Not less vain is the hope of those who would find in the laws of science a permanent abiding place—perhaps one should say was rather than is, for the avowed gospel of science which was to usurp the office of olden-time religious faith is already like the precedent historic sense, itself becoming a thing of the past. Yet the much discussed war between science and religion is none the less real because to-day the din of battle has ceased. It does not depend on criticism of the Mosaic story of creation by the one, nor on hostility to progress offered by the other. These things were only signs of a deeper and more radical difference: religion is the voice of faith uttering in symbols of the imagination its distrust of the world as a scene of deception and unreality, whereas science is the attempt to discover fixed laws in the midst of this very world of change. If to-day the strife between the two seems reconciled, this only means that faith has grown dimmer and that science has learned the futility of its more dogmatic assumptions.[10]

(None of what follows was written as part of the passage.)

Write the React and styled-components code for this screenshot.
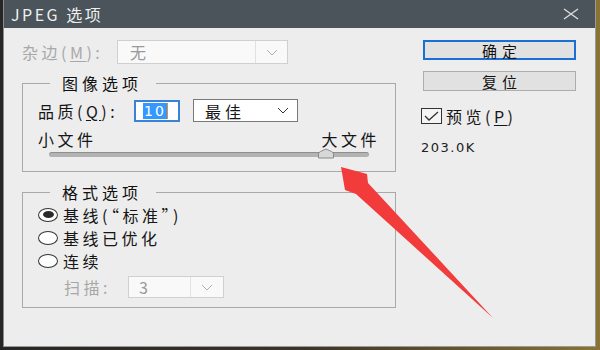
import React from 'react';
import styled, { createGlobalStyle } from 'styled-components';

const GlobalStyle = createGlobalStyle`
  html, body {
    margin: 0;
    padding: 0;
  }
  body {
    width: 600px;
    height: 350px;
    overflow: hidden;
    background: #2e2a24;
    font-family: 'Noto Sans CJK SC', 'Noto Sans', sans-serif;
  }
`;

const Screen = styled.div`
  position: relative;
  width: 600px;
  height: 350px;
  box-sizing: border-box;
  padding: 0 4px 3px 3px;
  background: linear-gradient(to right, #262626 0%, #3a3328 50%, #8a7434 100%);
`;

const Dialog = styled.div`
  width: 593px;
  height: 347px;
  box-sizing: border-box;
  display: flex;
  flex-direction: column;
  background: #ededed;
  border-left: 1px solid #8c8c8c;
  border-right: 1px solid #9a9a9a;
  border-bottom: 1px solid #9a9a9a;
`;

const TitleBar = styled.div`
  height: 28px;
  flex: none;
  display: flex;
  align-items: center;
  justify-content: space-between;
  padding: 0 16px 0 7px;
  background: #4a545a;
`;

const Title = styled.span`
  color: #eef0f0;
  font-size: 16px;
  letter-spacing: 2.5px;
  line-height: 28px;
`;

const Body = styled.div`
  display: flex;
  gap: 25px;
  padding: 12px 0 0 18px;
`;

const LeftCol = styled.div`
  width: 374px;
  display: flex;
  flex-direction: column;
`;

const RightCol = styled.div`
  width: 155px;
  display: flex;
  flex-direction: column;
`;

const Row = styled.div`
  display: flex;
  align-items: center;
  height: ${(p) => p.$h || 23}px;
  margin-top: ${(p) => p.$mt || 0}px;
  padding-left: ${(p) => p.$pl || 0}px;
`;

const Label = styled.span`
  width: ${(p) => (p.$w ? `${p.$w}px` : 'auto')};
  flex: none;
  font-size: 16px;
  letter-spacing: 3.5px;
  line-height: 18px;
  color: ${(p) => (p.$disabled ? '#a8a8a8' : '#161616')};
  white-space: nowrap;
`;

const Key = styled.span`
  text-decoration: underline;
  text-underline-offset: 2px;
`;

const SelectBox = styled.div`
  width: ${(p) => p.$w}px;
  height: ${(p) => p.$h}px;
  box-sizing: border-box;
  display: flex;
  align-items: stretch;
  flex: none;
  border: 1px solid ${(p) => (p.$disabled ? '#d0d0d0' : '#7a7a7a')};
  background: ${(p) => (p.$disabled ? '#f9f9f9' : '#ffffff')};
`;

const SelectValue = styled.span`
  flex: 1;
  display: flex;
  align-items: center;
  padding-left: ${(p) => p.$pl || 11}px;
  font-size: 16px;
  letter-spacing: 4px;
  color: ${(p) => (p.$disabled ? '#9a9a9a' : '#161616')};
`;

const SelectArrow = styled.span`
  width: ${(p) => p.$w}px;
  flex: none;
  display: flex;
  align-items: center;
  justify-content: center;
  border-left: ${(p) => (p.$split ? '1px solid #e2e2e2' : 'none')};
`;

const Group = styled.fieldset`
  margin: ${(p) => p.$mt}px 0 0 0;
  padding: ${(p) => p.$pt}px 15px ${(p) => p.$pb}px 15px;
  border: 1px solid #a9a9a9;
  min-width: 0;
`;

const Legend = styled.legend`
  margin-left: 12px;
  padding: 0 14px 0 12px;
  font-size: 16px;
  letter-spacing: 4px;
  line-height: 18px;
  color: #111;
`;

const NumberInput = styled.div`
  width: 46px;
  height: 22px;
  box-sizing: border-box;
  flex: none;
  display: flex;
  align-items: center;
  padding-left: 7px;
  margin-right: 13px;
  border: 2px solid #3a82d6;
  background: #fff;
`;

const Selected = styled.span`
  background: #3399ff;
  color: #fff;
  font-family: 'DejaVu Sans', sans-serif;
  font-size: 14px;
  letter-spacing: 2px;
  line-height: 16px;
  padding: 0 1px;
  border-right: 1px solid #e0902c;
`;

const SizeLabels = styled.div`
  display: flex;
  justify-content: space-between;
  margin-top: 9px;
  height: 16px;
  align-items: center;
`;

const Slider = styled.div`
  position: relative;
  height: 10px;
  margin: 2px 11px 0;
  display: flex;
  align-items: center;
`;

const Track = styled.div`
  flex: 1;
  height: 5px;
  border-radius: 3px;
  background: #b3b3b3;
  border-top: 1px solid #8f8f8f;
  box-sizing: border-box;
`;

const Thumb = styled.svg`
  position: absolute;
  top: -1px;
  margin-left: -10px;
`;

const RadioList = styled.div`
  display: flex;
  flex-direction: column;
`;

const RadioRow = styled.label`
  display: flex;
  align-items: center;
  gap: 5px;
  height: 23px;
`;

const RadioDot = styled.span`
  width: 20px;
  height: 14px;
  box-sizing: border-box;
  flex: none;
  border: 1px solid #333;
  border-radius: 50%;
  background: #fff;
  display: flex;
  align-items: center;
  justify-content: center;

  &::after {
    content: '';
    width: 11px;
    height: 7px;
    border-radius: 50%;
    background: ${(p) => (p.$checked ? '#2a2a2a' : 'transparent')};
  }
`;

const Button = styled.div`
  width: 153px;
  height: 20px;
  box-sizing: border-box;
  margin: ${(p) => p.$mt || 0}px 0 0 2px;
  display: flex;
  align-items: center;
  justify-content: center;
  padding-left: 5px;
  background: #e1e1e1;
  border: ${(p) => (p.$primary ? '2px solid #1a6fd4' : '1px solid #adadad')};
  font-size: 15px;
  letter-spacing: 5px;
  color: #111;
`;

const CheckRow = styled.div`
  display: flex;
  align-items: center;
  gap: 4px;
  height: 16px;
  margin-top: 17px;
`;

const CheckBox = styled.span`
  width: 21px;
  height: 16px;
  box-sizing: border-box;
  flex: none;
  border: 1px solid #333;
  background: #f4f4f4;
  display: flex;
  align-items: center;
  justify-content: center;
`;

const SizeText = styled.div`
  margin-top: 16px;
  height: 16px;
  line-height: 16px;
  font-family: 'DejaVu Sans', sans-serif;
  font-size: 13px;
  letter-spacing: 1.5px;
  color: #222;
`;

const Annotation = styled.svg`
  position: absolute;
  left: 0;
  top: 0;
  pointer-events: none;
`;

const Chevron = ({ color }) => (
  <svg width="12" height="7" viewBox="0 0 12 7">
    <polyline points="1,1 6,6 11,1" fill="none" stroke={color} strokeWidth="1" />
  </svg>
);

const Select = ({ value, w, h, arrowW, split, disabled, pl }) => (
  <SelectBox $w={w} $h={h} $disabled={disabled}>
    <SelectValue $disabled={disabled} $pl={pl}>{value}</SelectValue>
    <SelectArrow $w={arrowW} $split={split}>
      <Chevron color={disabled ? '#b0b0b0' : '#333'} />
    </SelectArrow>
  </SelectBox>
);

const Radio = ({ checked, children }) => (
  <RadioRow>
    <RadioDot $checked={checked} />
    <Label>{children}</Label>
  </RadioRow>
);

const quality = 0.87;

export default function App() {
  return (
    <>
      <GlobalStyle />
      <Screen>
        <Dialog>
          <TitleBar>
            <Title>JPEG 选项</Title>
            <svg width="16" height="12" viewBox="0 0 16 12">
              <path d="M1 1 L15 11 M15 1 L1 11" stroke="#dcdcdc" strokeWidth="1.4" />
            </svg>
          </TitleBar>
          <Body>
            <LeftCol>
              <Row $h={24}>
                <Label $w={95} $disabled>
                  杂边(<Key>M</Key>):
                </Label>
                <Select value="无" w={171} h={24} arrowW={31} split disabled pl={12} />
              </Row>

              <Group $mt={10} $pt={7} $pb={12}>
                <Legend>图像选项</Legend>
                <Row $h={23}>
                  <Label $w={96}>
                    品质(<Key>Q</Key>):
                  </Label>
                  <NumberInput>
                    <Selected>10</Selected>
                  </NumberInput>
                  <Select value="最佳" w={105} h={23} arrowW={28} pl={11} />
                </Row>
                <SizeLabels>
                  <Label>小文件</Label>
                  <Label>大文件</Label>
                </SizeLabels>
                <Slider>
                  <Track />
                  <Thumb
                    width="18"
                    height="11"
                    viewBox="0 0 18 11"
                    style={{ left: `${quality * 100}%` }}
                  >
                    <path
                      d="M1.5 10 V6 Q1.5 4.5 3.5 3.5 L9 1 L14.5 3.5 Q16.5 4.5 16.5 6 V10 Z"
                      fill="#d8d8d8"
                      stroke="#8a8a8a"
                    />
                  </Thumb>
                </Slider>
              </Group>

              <Group $mt={11} $pt={2} $pb={9}>
                <Legend>格式选项</Legend>
                <RadioList>
                  <Radio checked>基线(“标准”)</Radio>
                  <Radio>基线已优化</Radio>
                  <Radio>连续</Radio>
                </RadioList>
                <Row $h={22} $mt={4} $pl={26}>
                  <Label $w={64} $disabled>
                    扫描:
                  </Label>
                  <Select value="3" w={96} h={22} arrowW={32} split disabled pl={10} />
                </Row>
              </Group>
            </LeftCol>

            <RightCol>
              <Button $primary>确定</Button>
              <Button $mt={11}>复位</Button>
              <CheckRow>
                <CheckBox>
                  <svg width="17" height="12" viewBox="0 0 17 12">
                    <polyline points="2,6 6,10 15,2" fill="none" stroke="#333" strokeWidth="1.3" />
                  </svg>
                </CheckBox>
                <Label>
                  预览(<Key>P</Key>)
                </Label>
              </CheckRow>
              <SizeText>203.0K</SizeText>
            </RightCol>
          </Body>
        </Dialog>

        <Annotation width="600" height="350" viewBox="0 0 600 350">
          <polygon
            points="341,167 367,174 368,183 493,318 356,194 345,190"
            fill="#f23b3b"
          />
        </Annotation>
      </Screen>
    </>
  );
}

The very growth of science is in fact a gradual recognition of motion as the basis of phenomena and an increasing comprehension of what may be called the laws of motion. When motion was regarded as simple and regular, it seemed possible to explain phenomena by correspondingly simple and regular laws; but when each primary motion was seen to be the resultant of an infinite series of motions the question became in like manner infinitely complex, or in other words insoluble. But to be clear we must consider the matter more in detail.